The domain of a function is the set of all valid input values (x-values) for which the function is defined. A function is undefined when you divide by zero, take the square root of a negative number, or take the logarithm of zero or a negative number.

What is range?

The range is the set of all possible output values (y-values) that the function can produce.

Common domain restrictions

Polynomials (x², x³+2x, etc.): Domain is all real numbers (−∞, ∞). No restrictions.

Rational functions (1/(x−2), x/(x²−4)): Exclude values where the denominator = 0.

Square root / radical (√(x−3)): The expression under the root must be ≥ 0.

Logarithmic (ln(x), log(x+1)): The argument must be > 0.

Combined: For √(x−1)/(x−4), you need x−1 ≥ 0 AND x ≠ 4, so x ∈ [1, 4) ∪ (4, ∞).

How to find the range

1. Set y = f(x) and solve for x in terms of y.

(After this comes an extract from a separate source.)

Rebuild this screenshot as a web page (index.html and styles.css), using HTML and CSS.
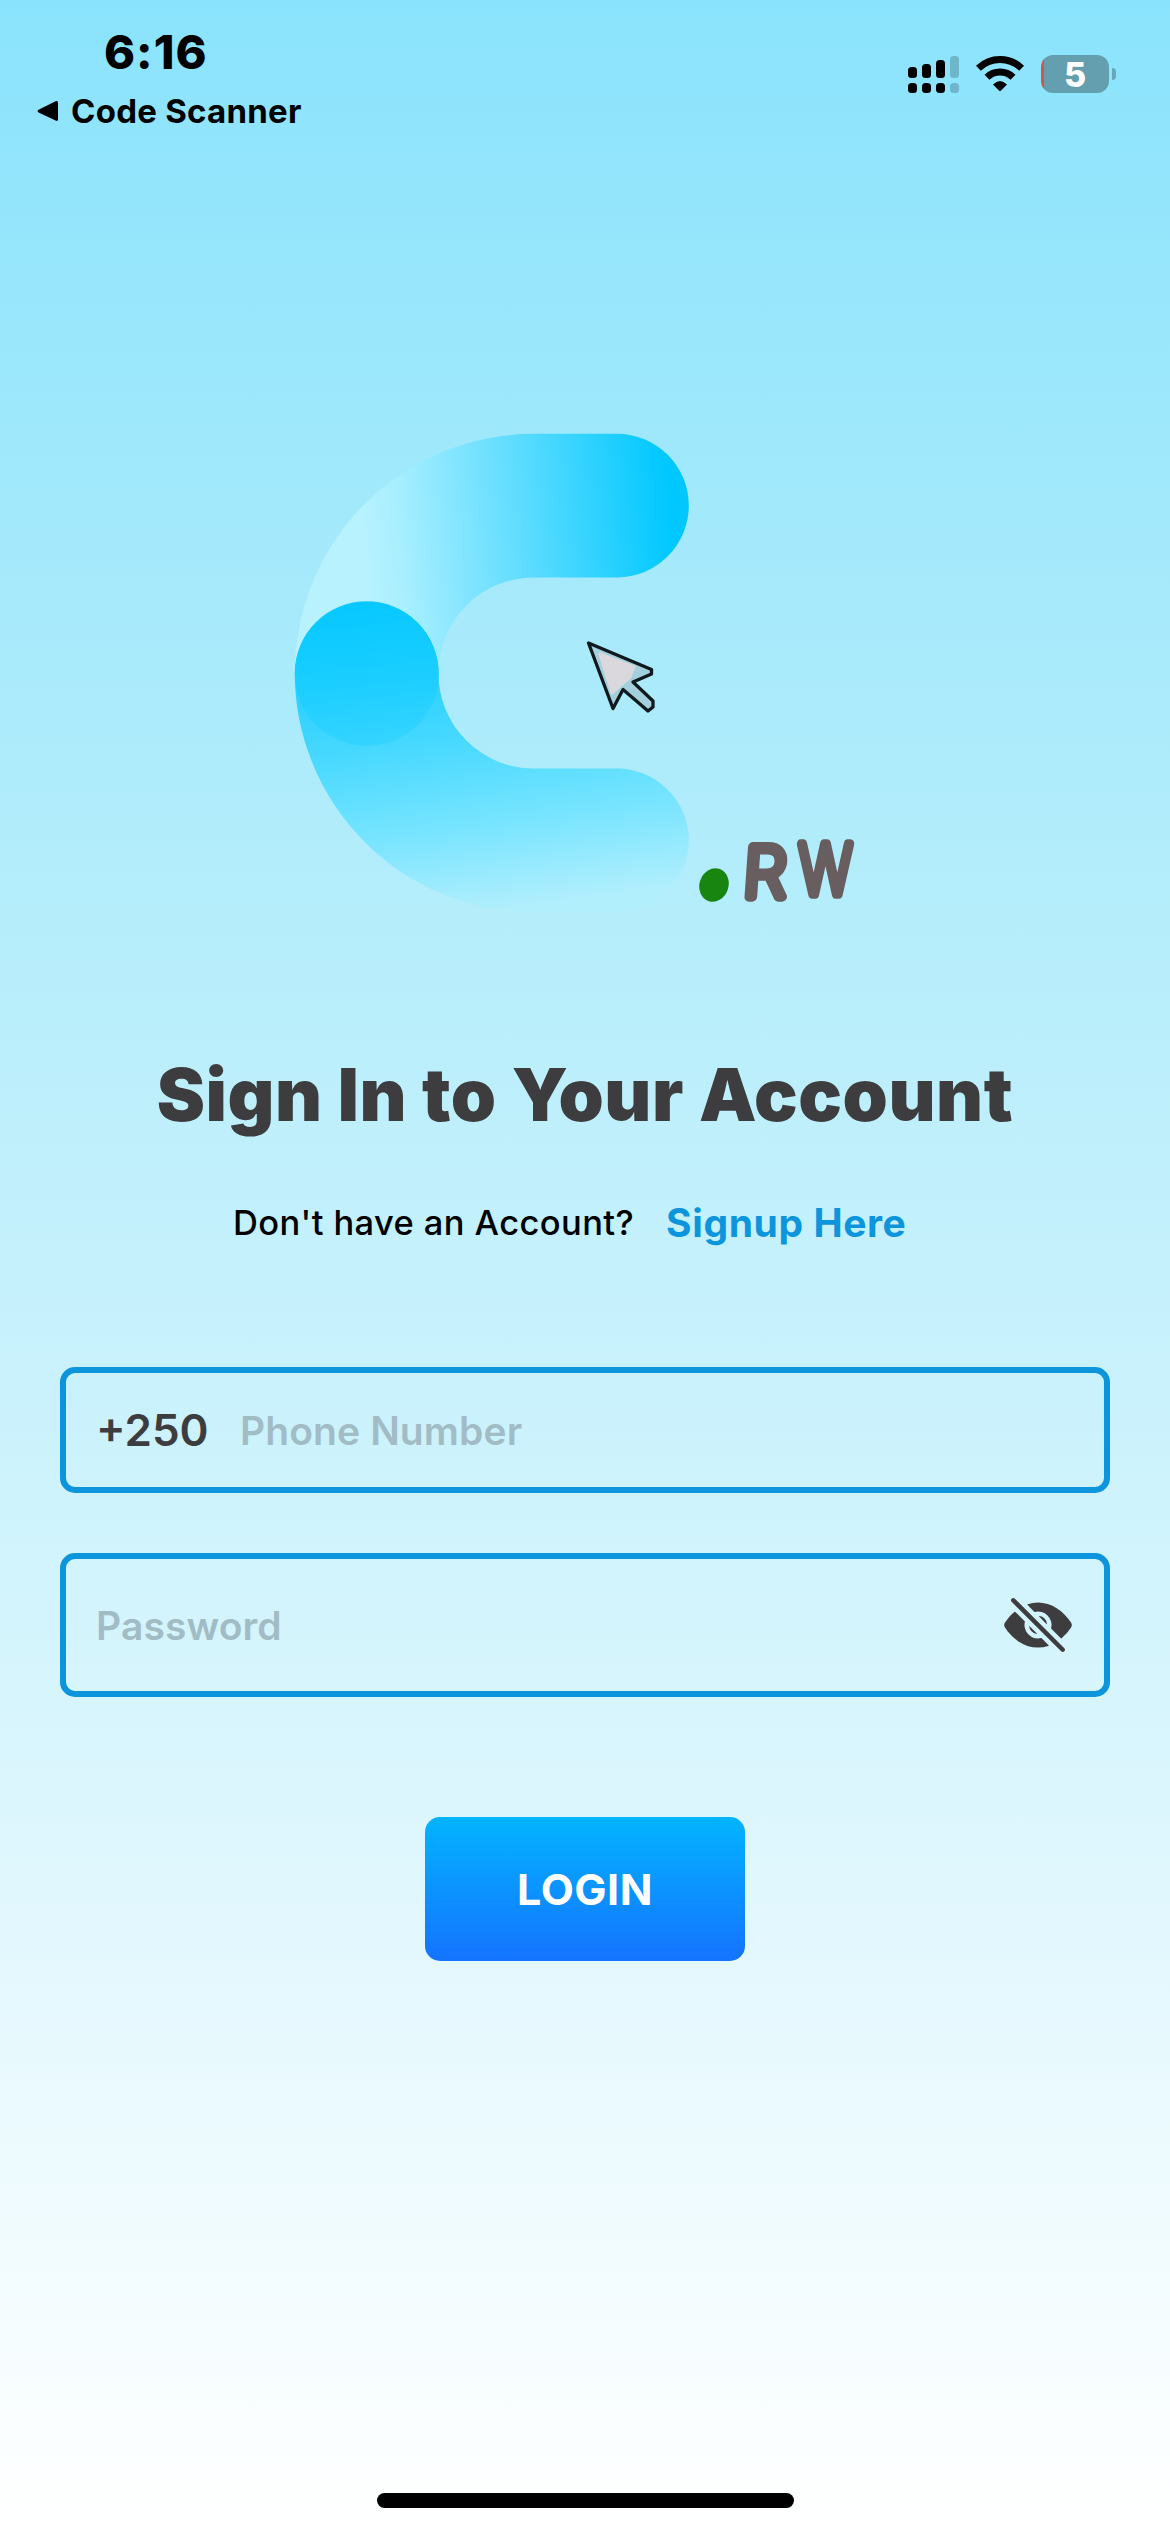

2. Find which y-values give valid x-values.

3. Alternatively, analyze the function's behavior: minimum/maximum values, asymptotes, end behavior.

Frequently asked questions

What is interval notation?

Parentheses ( ) mean the endpoint is excluded. Brackets [ ] mean it's included. (−∞, 2) ∪ (2, ∞) means all reals except 2. [0, ∞) means 0 and all positive numbers.

Can a function have the same domain and range?

Yes — for example, f(x) = x has both domain and range as (−∞, ∞). f(x) = 1/x has domain (−∞, 0) ∪ (0, ∞) and range (−∞, 0) ∪ (0, ∞).